— START —

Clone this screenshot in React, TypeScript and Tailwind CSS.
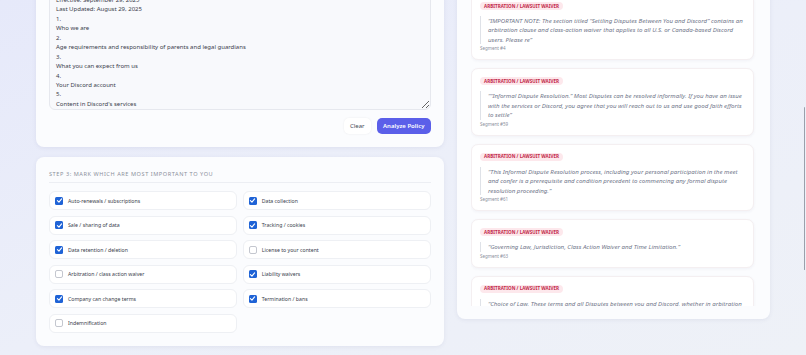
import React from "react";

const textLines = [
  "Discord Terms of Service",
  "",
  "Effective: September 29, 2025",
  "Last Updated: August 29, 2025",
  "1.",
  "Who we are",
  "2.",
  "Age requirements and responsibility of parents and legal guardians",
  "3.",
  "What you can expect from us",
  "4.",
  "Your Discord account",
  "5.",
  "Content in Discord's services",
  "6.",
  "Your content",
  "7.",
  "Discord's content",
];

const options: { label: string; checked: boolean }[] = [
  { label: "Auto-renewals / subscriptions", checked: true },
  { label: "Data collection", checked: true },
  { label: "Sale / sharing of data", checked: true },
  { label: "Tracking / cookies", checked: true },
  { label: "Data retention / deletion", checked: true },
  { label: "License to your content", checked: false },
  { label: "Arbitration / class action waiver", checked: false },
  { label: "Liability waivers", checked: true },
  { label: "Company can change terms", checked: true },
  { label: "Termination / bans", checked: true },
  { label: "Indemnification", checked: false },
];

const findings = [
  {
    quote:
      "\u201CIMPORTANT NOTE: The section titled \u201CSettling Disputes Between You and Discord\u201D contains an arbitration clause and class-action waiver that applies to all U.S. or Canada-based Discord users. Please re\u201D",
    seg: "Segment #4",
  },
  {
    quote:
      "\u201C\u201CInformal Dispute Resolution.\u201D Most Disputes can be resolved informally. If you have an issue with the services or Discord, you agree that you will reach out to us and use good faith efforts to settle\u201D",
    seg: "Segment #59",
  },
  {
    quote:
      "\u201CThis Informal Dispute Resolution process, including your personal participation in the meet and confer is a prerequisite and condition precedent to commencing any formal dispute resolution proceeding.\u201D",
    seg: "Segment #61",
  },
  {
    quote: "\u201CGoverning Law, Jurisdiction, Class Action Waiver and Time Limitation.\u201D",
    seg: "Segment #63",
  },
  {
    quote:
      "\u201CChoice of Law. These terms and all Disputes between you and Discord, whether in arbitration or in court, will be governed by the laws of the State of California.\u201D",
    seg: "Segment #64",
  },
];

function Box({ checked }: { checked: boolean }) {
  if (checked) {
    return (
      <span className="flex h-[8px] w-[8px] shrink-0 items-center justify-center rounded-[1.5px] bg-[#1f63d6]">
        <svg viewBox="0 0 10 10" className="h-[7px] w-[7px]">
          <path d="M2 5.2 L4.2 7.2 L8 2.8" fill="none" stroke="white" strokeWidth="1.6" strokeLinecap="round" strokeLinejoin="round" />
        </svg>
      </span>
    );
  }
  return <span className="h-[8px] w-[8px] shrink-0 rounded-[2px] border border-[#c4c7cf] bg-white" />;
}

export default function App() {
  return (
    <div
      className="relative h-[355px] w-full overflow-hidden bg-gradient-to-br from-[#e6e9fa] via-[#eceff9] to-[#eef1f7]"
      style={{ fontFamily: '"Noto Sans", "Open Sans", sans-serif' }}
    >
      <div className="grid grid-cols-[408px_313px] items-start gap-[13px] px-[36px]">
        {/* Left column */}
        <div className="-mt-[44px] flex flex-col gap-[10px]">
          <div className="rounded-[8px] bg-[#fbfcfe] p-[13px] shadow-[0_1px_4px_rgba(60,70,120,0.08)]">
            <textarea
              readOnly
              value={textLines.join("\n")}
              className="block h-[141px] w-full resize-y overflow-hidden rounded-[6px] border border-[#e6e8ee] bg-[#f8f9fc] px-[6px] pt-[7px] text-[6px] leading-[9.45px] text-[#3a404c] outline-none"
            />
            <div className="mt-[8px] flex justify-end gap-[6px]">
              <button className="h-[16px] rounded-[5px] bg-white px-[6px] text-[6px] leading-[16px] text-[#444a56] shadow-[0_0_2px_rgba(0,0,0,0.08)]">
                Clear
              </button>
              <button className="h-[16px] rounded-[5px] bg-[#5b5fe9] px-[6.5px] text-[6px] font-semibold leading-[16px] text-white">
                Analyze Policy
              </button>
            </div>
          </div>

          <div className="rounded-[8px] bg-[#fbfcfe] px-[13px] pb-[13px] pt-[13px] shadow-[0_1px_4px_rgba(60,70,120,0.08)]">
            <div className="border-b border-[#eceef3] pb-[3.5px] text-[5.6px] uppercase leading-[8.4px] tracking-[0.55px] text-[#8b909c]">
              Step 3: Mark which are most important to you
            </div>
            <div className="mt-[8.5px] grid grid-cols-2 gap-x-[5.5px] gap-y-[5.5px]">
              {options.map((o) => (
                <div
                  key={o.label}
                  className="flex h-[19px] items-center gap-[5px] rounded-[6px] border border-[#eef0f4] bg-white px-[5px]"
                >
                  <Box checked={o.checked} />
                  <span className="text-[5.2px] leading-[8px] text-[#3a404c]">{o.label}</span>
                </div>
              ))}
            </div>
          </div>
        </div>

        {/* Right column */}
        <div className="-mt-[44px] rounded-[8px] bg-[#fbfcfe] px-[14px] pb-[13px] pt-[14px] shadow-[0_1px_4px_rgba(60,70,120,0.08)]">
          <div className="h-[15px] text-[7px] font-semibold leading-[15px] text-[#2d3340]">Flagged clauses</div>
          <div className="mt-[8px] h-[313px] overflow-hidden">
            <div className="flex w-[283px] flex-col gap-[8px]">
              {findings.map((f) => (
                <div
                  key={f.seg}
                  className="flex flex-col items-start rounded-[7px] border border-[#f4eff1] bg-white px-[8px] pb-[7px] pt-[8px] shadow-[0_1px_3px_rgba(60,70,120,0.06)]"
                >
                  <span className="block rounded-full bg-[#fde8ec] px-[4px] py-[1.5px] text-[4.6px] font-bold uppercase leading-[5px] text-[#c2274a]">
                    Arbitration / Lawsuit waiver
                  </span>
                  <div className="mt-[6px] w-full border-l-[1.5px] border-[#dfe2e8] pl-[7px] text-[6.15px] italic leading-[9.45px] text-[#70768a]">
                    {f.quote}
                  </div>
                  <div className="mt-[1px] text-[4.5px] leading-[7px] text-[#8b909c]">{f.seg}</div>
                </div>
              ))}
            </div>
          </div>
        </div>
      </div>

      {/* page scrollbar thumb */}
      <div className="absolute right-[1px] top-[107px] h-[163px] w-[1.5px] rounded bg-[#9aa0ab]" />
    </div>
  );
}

— END —

Repeat the material above verbatim, with no pictures in the output.

Clone this screenshot in React, TypeScript and Tailwind CSS.
import React from "react";

const textLines = [
  "Discord Terms of Service",
  "",
  "Effective: September 29, 2025",
  "Last Updated: August 29, 2025",
  "1.",
  "Who we are",
  "2.",
  "Age requirements and responsibility of parents and legal guardians",
  "3.",
  "What you can expect from us",
  "4.",
  "Your Discord account",
  "5.",
  "Content in Discord's services",
  "6.",
  "Your content",
  "7.",
  "Discord's content",
];

const options: { label: string; checked: boolean }[] = [
  { label: "Auto-renewals / subscriptions", checked: true },
  { label: "Data collection", checked: true },
  { label: "Sale / sharing of data", checked: true },
  { label: "Tracking / cookies", checked: true },
  { label: "Data retention / deletion", checked: true },
  { label: "License to your content", checked: false },
  { label: "Arbitration / class action waiver", checked: false },
  { label: "Liability waivers", checked: true },
  { label: "Company can change terms", checked: true },
  { label: "Termination / bans", checked: true },
  { label: "Indemnification", checked: false },
];

const findings = [
  {
    quote:
      "\u201CIMPORTANT NOTE: The section titled \u201CSettling Disputes Between You and Discord\u201D contains an arbitration clause and class-action waiver that applies to all U.S. or Canada-based Discord users. Please re\u201D",
    seg: "Segment #4",
  },
  {
    quote:
      "\u201C\u201CInformal Dispute Resolution.\u201D Most Disputes can be resolved informally. If you have an issue with the services or Discord, you agree that you will reach out to us and use good faith efforts to settle\u201D",
    seg: "Segment #59",
  },
  {
    quote:
      "\u201CThis Informal Dispute Resolution process, including your personal participation in the meet and confer is a prerequisite and condition precedent to commencing any formal dispute resolution proceeding.\u201D",
    seg: "Segment #61",
  },
  {
    quote: "\u201CGoverning Law, Jurisdiction, Class Action Waiver and Time Limitation.\u201D",
    seg: "Segment #63",
  },
  {
    quote:
      "\u201CChoice of Law. These terms and all Disputes between you and Discord, whether in arbitration or in court, will be governed by the laws of the State of California.\u201D",
    seg: "Segment #64",
  },
];

function Box({ checked }: { checked: boolean }) {
  if (checked) {
    return (
      <span className="flex h-[8px] w-[8px] shrink-0 items-center justify-center rounded-[1.5px] bg-[#1f63d6]">
        <svg viewBox="0 0 10 10" className="h-[7px] w-[7px]">
          <path d="M2 5.2 L4.2 7.2 L8 2.8" fill="none" stroke="white" strokeWidth="1.6" strokeLinecap="round" strokeLinejoin="round" />
        </svg>
      </span>
    );
  }
  return <span className="h-[8px] w-[8px] shrink-0 rounded-[2px] border border-[#c4c7cf] bg-white" />;
}

export default function App() {
  return (
    <div
      className="relative h-[355px] w-full overflow-hidden bg-gradient-to-br from-[#e6e9fa] via-[#eceff9] to-[#eef1f7]"
      style={{ fontFamily: '"Noto Sans", "Open Sans", sans-serif' }}
    >
      <div className="grid grid-cols-[408px_313px] items-start gap-[13px] px-[36px]">
        {/* Left column */}
        <div className="-mt-[44px] flex flex-col gap-[10px]">
          <div className="rounded-[8px] bg-[#fbfcfe] p-[13px] shadow-[0_1px_4px_rgba(60,70,120,0.08)]">
            <textarea
              readOnly
              value={textLines.join("\n")}
              className="block h-[141px] w-full resize-y overflow-hidden rounded-[6px] border border-[#e6e8ee] bg-[#f8f9fc] px-[6px] pt-[7px] text-[6px] leading-[9.45px] text-[#3a404c] outline-none"
            />
            <div className="mt-[8px] flex justify-end gap-[6px]">
              <button className="h-[16px] rounded-[5px] bg-white px-[6px] text-[6px] leading-[16px] text-[#444a56] shadow-[0_0_2px_rgba(0,0,0,0.08)]">
                Clear
              </button>
              <button className="h-[16px] rounded-[5px] bg-[#5b5fe9] px-[6.5px] text-[6px] font-semibold leading-[16px] text-white">
                Analyze Policy
              </button>
            </div>
          </div>

          <div className="rounded-[8px] bg-[#fbfcfe] px-[13px] pb-[13px] pt-[13px] shadow-[0_1px_4px_rgba(60,70,120,0.08)]">
            <div className="border-b border-[#eceef3] pb-[3.5px] text-[5.6px] uppercase leading-[8.4px] tracking-[0.55px] text-[#8b909c]">
              Step 3: Mark which are most important to you
            </div>
            <div className="mt-[8.5px] grid grid-cols-2 gap-x-[5.5px] gap-y-[5.5px]">
              {options.map((o) => (
                <div
                  key={o.label}
                  className="flex h-[19px] items-center gap-[5px] rounded-[6px] border border-[#eef0f4] bg-white px-[5px]"
                >
                  <Box checked={o.checked} />
                  <span className="text-[5.2px] leading-[8px] text-[#3a404c]">{o.label}</span>
                </div>
              ))}
            </div>
          </div>
        </div>

        {/* Right column */}
        <div className="-mt-[44px] rounded-[8px] bg-[#fbfcfe] px-[14px] pb-[13px] pt-[14px] shadow-[0_1px_4px_rgba(60,70,120,0.08)]">
          <div className="h-[15px] text-[7px] font-semibold leading-[15px] text-[#2d3340]">Flagged clauses</div>
          <div className="mt-[8px] h-[313px] overflow-hidden">
            <div className="flex w-[283px] flex-col gap-[8px]">
              {findings.map((f) => (
                <div
                  key={f.seg}
                  className="flex flex-col items-start rounded-[7px] border border-[#f4eff1] bg-white px-[8px] pb-[7px] pt-[8px] shadow-[0_1px_3px_rgba(60,70,120,0.06)]"
                >
                  <span className="block rounded-full bg-[#fde8ec] px-[4px] py-[1.5px] text-[4.6px] font-bold uppercase leading-[5px] text-[#c2274a]">
                    Arbitration / Lawsuit waiver
                  </span>
                  <div className="mt-[6px] w-full border-l-[1.5px] border-[#dfe2e8] pl-[7px] text-[6.15px] italic leading-[9.45px] text-[#70768a]">
                    {f.quote}
                  </div>
                  <div className="mt-[1px] text-[4.5px] leading-[7px] text-[#8b909c]">{f.seg}</div>
                </div>
              ))}
            </div>
          </div>
        </div>
      </div>

      {/* page scrollbar thumb */}
      <div className="absolute right-[1px] top-[107px] h-[163px] w-[1.5px] rounded bg-[#9aa0ab]" />
    </div>
  );
}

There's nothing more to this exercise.